Repeat all of the material below exactly as written, images excluded.
[START OF Recorded information]
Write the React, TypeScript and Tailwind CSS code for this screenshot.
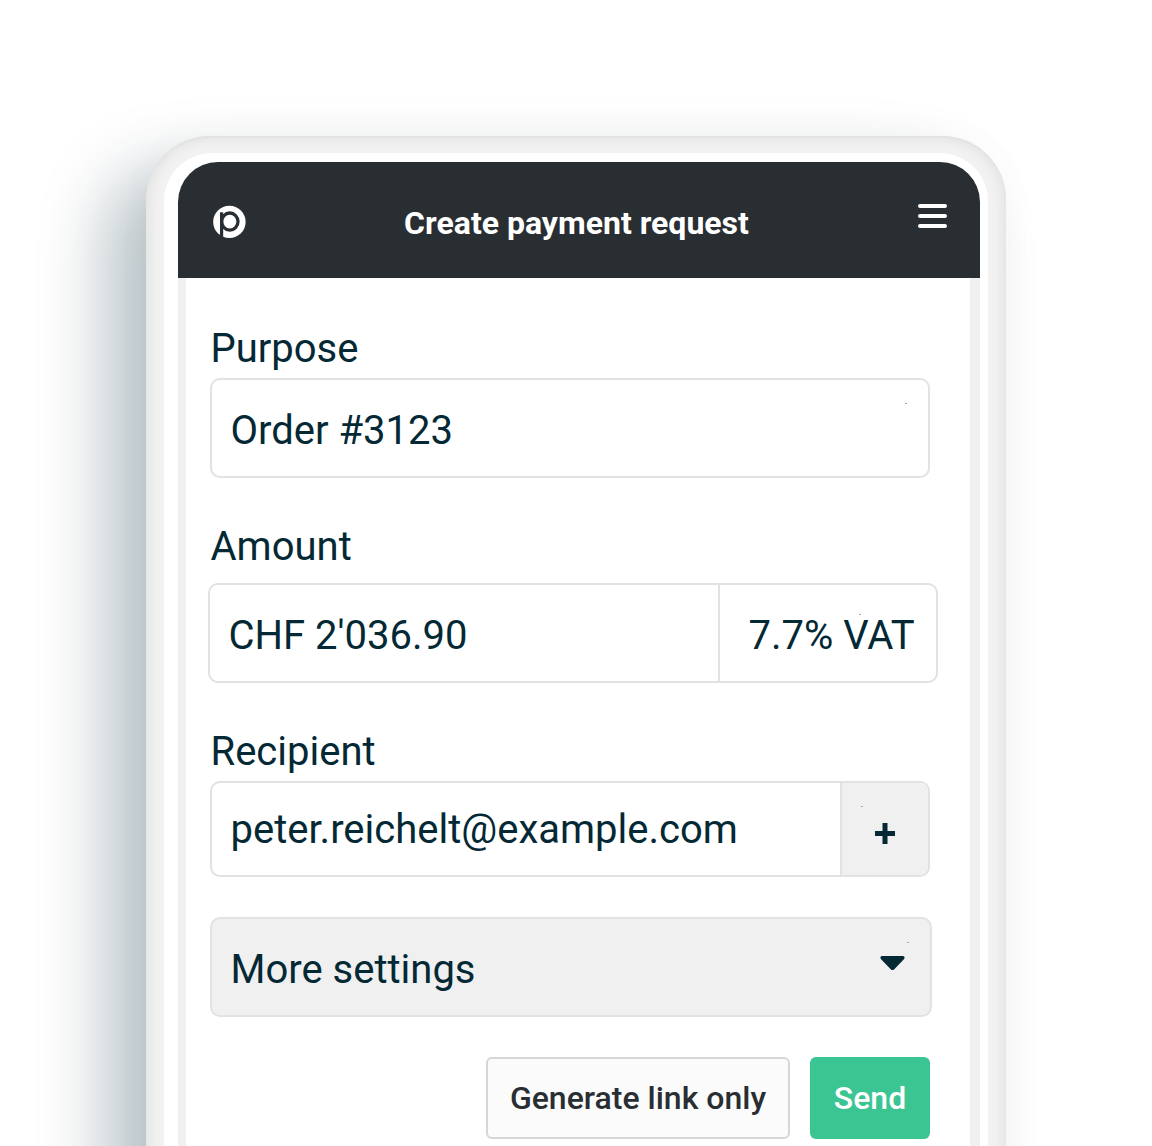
import React, { FC, ReactNode } from "react";

interface LabelProps {
  children: ReactNode;
  className?: string;
}

const Label: FC<LabelProps> = ({ children, className }: LabelProps) => {
  return (
    <div
      className={`h-12 pl-[0.5px] pt-px text-[40px] leading-[48px] ${className ?? ""}`}
    >
      {children}
    </div>
  );
};

// small grey mark in the corner of each control
const Speck: FC<{ className: string }> = ({ className }) => (
  <span className={`absolute w-0.5 h-px bg-[#a8a8a8] ${className}`} />
);

const Logo: FC = () => (
  <svg width="34" height="34" viewBox="0 0 34 34" className="shrink-0">
    <circle cx="17.4" cy="16.9" r="16.2" fill="#fff" />
    <path d="M8 7.3H11.2V34H8Z" fill="#292e32" />
    <ellipse
      cx="17.8"
      cy="16.6"
      rx="8.2"
      ry="8.6"
      fill="none"
      stroke="#292e32"
      strokeWidth="3.3"
    />
  </svg>
);

const Header: FC = () => {
  return (
    <div className="flex h-[116px] items-center justify-between rounded-t-[40px] bg-[#292e32] pl-[34px] pr-[33px] text-white">
      <div className="mt-1">
        <Logo />
      </div>
      <div className="mr-[11px] mt-1.5 text-[32px] font-bold leading-10 whitespace-nowrap">
        Create payment request
      </div>
      <div className="mb-2 flex w-[29px] flex-col gap-1.5">
        <span className="h-1 rounded-sm bg-white" />
        <span className="h-1 rounded-sm bg-white" />
        <span className="h-1 rounded-sm bg-white" />
      </div>
    </div>
  );
};

const App: FC = () => {
  return (
    <div className="h-[1146px] w-[1152px] overflow-hidden bg-white pl-[146px] pt-[136px] font-[Roboto,sans-serif] text-[#042935]">
      <div className="h-[1100px] w-[860px] rounded-t-[64px] bg-[#f2f2f2] px-[18px] pt-[17px] shadow-[-40px_34px_68px_rgba(5,41,53,0.28),0_0_50px_rgba(5,41,53,0.02),inset_0_2px_1px_#e2e4e4,inset_0_0_16px_rgba(0,0,0,0.1)]">
        <div className="h-full rounded-t-[48px] bg-white pl-3.5 pr-2 pt-[9px]">
          <Header />
          <div className="h-full border-l-8 border-r-10 border-[#f0f0f0] pl-6 pt-[46px]">
            <Label>Purpose</Label>
            <div className="relative mt-1.5 flex h-[100px] w-[720px] items-center rounded-[10px] border-2 border-[#e2e2e2] pl-[18.5px] pt-1.5 text-[40px]">
              Order #3123
              <Speck className="right-[21px] top-[23px]" />
            </div>

            <Label className="mt-11">Amount</Label>
            <div className="-ml-0.5 mt-[13px] flex h-[100px] w-[730px] rounded-[10px] border-2 border-[#e2e2e2] text-[40px]">
              <div className="flex w-[508px] items-center pl-[18.5px] pt-1.5">
                CHF 2'036.90
              </div>
              <div className="relative flex flex-1 items-center border-l-2 border-[#e2e2e2] pl-[28.5px] pt-1.5 whitespace-nowrap">
                7.7% VAT
                <Speck className="left-[139px] top-[29px]" />
              </div>
            </div>

            <Label className="mt-11">Recipient</Label>
            <div className="mt-1.5 flex h-24 w-[720px] overflow-hidden rounded-[10px] border-2 border-[#e2e2e2] text-[40px]">
              <div className="flex w-[628px] items-center pl-[18.5px] pt-0.5">
                peter.reichelt@example.com
              </div>
              <div className="relative flex flex-1 items-center justify-center border-l-2 border-[#e2e2e2] bg-[#f0f0f0]">
                <svg
                  width="20"
                  height="21"
                  viewBox="0 0 20 21"
                  className="mr-px mt-2"
                >
                  <path
                    d="M7.5 0H12.5V8H20V13H12.5V21H7.5V13H0V8H7.5Z"
                    fill="#042935"
                  />
                </svg>
                <Speck className="left-[19px] top-[23px]" />
              </div>
            </div>

            <div className="relative mt-10 flex h-[100px] w-[722px] items-center justify-between rounded-[10px] border-2 border-[#e2e2e2] bg-[#f0f0f0] pl-[18.5px] pr-[25px] text-[40px]">
              <span className="mt-1.5">More settings</span>
              <svg width="25" height="16" viewBox="0 0 25 16" className="mb-2">
                <path
                  d="M2 1H23C24.6 1 25.1 3 23.9 4.2L14.3 14.2Q12.5 16 10.7 14.2L1.1 4.2C-.1 3 .4 1 2 1Z"
                  fill="#042935"
                />
              </svg>
              <Speck className="right-[21px] top-[23px]" />
            </div>

            <div className="mt-10 flex w-[720px] justify-end gap-5 text-[32px] font-medium">
              <button className="h-[82px] w-[304px] rounded-md border-2 border-[#d6d6d6] bg-[#fbfbfb] text-[#292e32] whitespace-nowrap">
                Generate link only
              </button>
              <button className="h-[82px] w-[120px] rounded-md bg-[#3ac592] text-white">
                Send
              </button>
            </div>
          </div>
        </div>
      </div>
    </div>
  );
};

export default App;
[END OF Recorded information]
◆ Solution for this exercise
Write the React, TypeScript and Tailwind CSS code for this screenshot.
import React, { FC, ReactNode } from "react";

interface LabelProps {
  children: ReactNode;
  className?: string;
}

const Label: FC<LabelProps> = ({ children, className }: LabelProps) => {
  return (
    <div
      className={`h-12 pl-[0.5px] pt-px text-[40px] leading-[48px] ${className ?? ""}`}
    >
      {children}
    </div>
  );
};

// small grey mark in the corner of each control
const Speck: FC<{ className: string }> = ({ className }) => (
  <span className={`absolute w-0.5 h-px bg-[#a8a8a8] ${className}`} />
);

const Logo: FC = () => (
  <svg width="34" height="34" viewBox="0 0 34 34" className="shrink-0">
    <circle cx="17.4" cy="16.9" r="16.2" fill="#fff" />
    <path d="M8 7.3H11.2V34H8Z" fill="#292e32" />
    <ellipse
      cx="17.8"
      cy="16.6"
      rx="8.2"
      ry="8.6"
      fill="none"
      stroke="#292e32"
      strokeWidth="3.3"
    />
  </svg>
);

const Header: FC = () => {
  return (
    <div className="flex h-[116px] items-center justify-between rounded-t-[40px] bg-[#292e32] pl-[34px] pr-[33px] text-white">
      <div className="mt-1">
        <Logo />
      </div>
      <div className="mr-[11px] mt-1.5 text-[32px] font-bold leading-10 whitespace-nowrap">
        Create payment request
      </div>
      <div className="mb-2 flex w-[29px] flex-col gap-1.5">
        <span className="h-1 rounded-sm bg-white" />
        <span className="h-1 rounded-sm bg-white" />
        <span className="h-1 rounded-sm bg-white" />
      </div>
    </div>
  );
};

const App: FC = () => {
  return (
    <div className="h-[1146px] w-[1152px] overflow-hidden bg-white pl-[146px] pt-[136px] font-[Roboto,sans-serif] text-[#042935]">
      <div className="h-[1100px] w-[860px] rounded-t-[64px] bg-[#f2f2f2] px-[18px] pt-[17px] shadow-[-40px_34px_68px_rgba(5,41,53,0.28),0_0_50px_rgba(5,41,53,0.02),inset_0_2px_1px_#e2e4e4,inset_0_0_16px_rgba(0,0,0,0.1)]">
        <div className="h-full rounded-t-[48px] bg-white pl-3.5 pr-2 pt-[9px]">
          <Header />
          <div className="h-full border-l-8 border-r-10 border-[#f0f0f0] pl-6 pt-[46px]">
            <Label>Purpose</Label>
            <div className="relative mt-1.5 flex h-[100px] w-[720px] items-center rounded-[10px] border-2 border-[#e2e2e2] pl-[18.5px] pt-1.5 text-[40px]">
              Order #3123
              <Speck className="right-[21px] top-[23px]" />
            </div>

            <Label className="mt-11">Amount</Label>
            <div className="-ml-0.5 mt-[13px] flex h-[100px] w-[730px] rounded-[10px] border-2 border-[#e2e2e2] text-[40px]">
              <div className="flex w-[508px] items-center pl-[18.5px] pt-1.5">
                CHF 2'036.90
              </div>
              <div className="relative flex flex-1 items-center border-l-2 border-[#e2e2e2] pl-[28.5px] pt-1.5 whitespace-nowrap">
                7.7% VAT
                <Speck className="left-[139px] top-[29px]" />
              </div>
            </div>

            <Label className="mt-11">Recipient</Label>
            <div className="mt-1.5 flex h-24 w-[720px] overflow-hidden rounded-[10px] border-2 border-[#e2e2e2] text-[40px]">
              <div className="flex w-[628px] items-center pl-[18.5px] pt-0.5">
                peter.reichelt@example.com
              </div>
              <div className="relative flex flex-1 items-center justify-center border-l-2 border-[#e2e2e2] bg-[#f0f0f0]">
                <svg
                  width="20"
                  height="21"
                  viewBox="0 0 20 21"
                  className="mr-px mt-2"
                >
                  <path
                    d="M7.5 0H12.5V8H20V13H12.5V21H7.5V13H0V8H7.5Z"
                    fill="#042935"
                  />
                </svg>
                <Speck className="left-[19px] top-[23px]" />
              </div>
            </div>

            <div className="relative mt-10 flex h-[100px] w-[722px] items-center justify-between rounded-[10px] border-2 border-[#e2e2e2] bg-[#f0f0f0] pl-[18.5px] pr-[25px] text-[40px]">
              <span className="mt-1.5">More settings</span>
              <svg width="25" height="16" viewBox="0 0 25 16" className="mb-2">
                <path
                  d="M2 1H23C24.6 1 25.1 3 23.9 4.2L14.3 14.2Q12.5 16 10.7 14.2L1.1 4.2C-.1 3 .4 1 2 1Z"
                  fill="#042935"
                />
              </svg>
              <Speck className="right-[21px] top-[23px]" />
            </div>

            <div className="mt-10 flex w-[720px] justify-end gap-5 text-[32px] font-medium">
              <button className="h-[82px] w-[304px] rounded-md border-2 border-[#d6d6d6] bg-[#fbfbfb] text-[#292e32] whitespace-nowrap">
                Generate link only
              </button>
              <button className="h-[82px] w-[120px] rounded-md bg-[#3ac592] text-white">
                Send
              </button>
            </div>
          </div>
        </div>
      </div>
    </div>
  );
};

export default App;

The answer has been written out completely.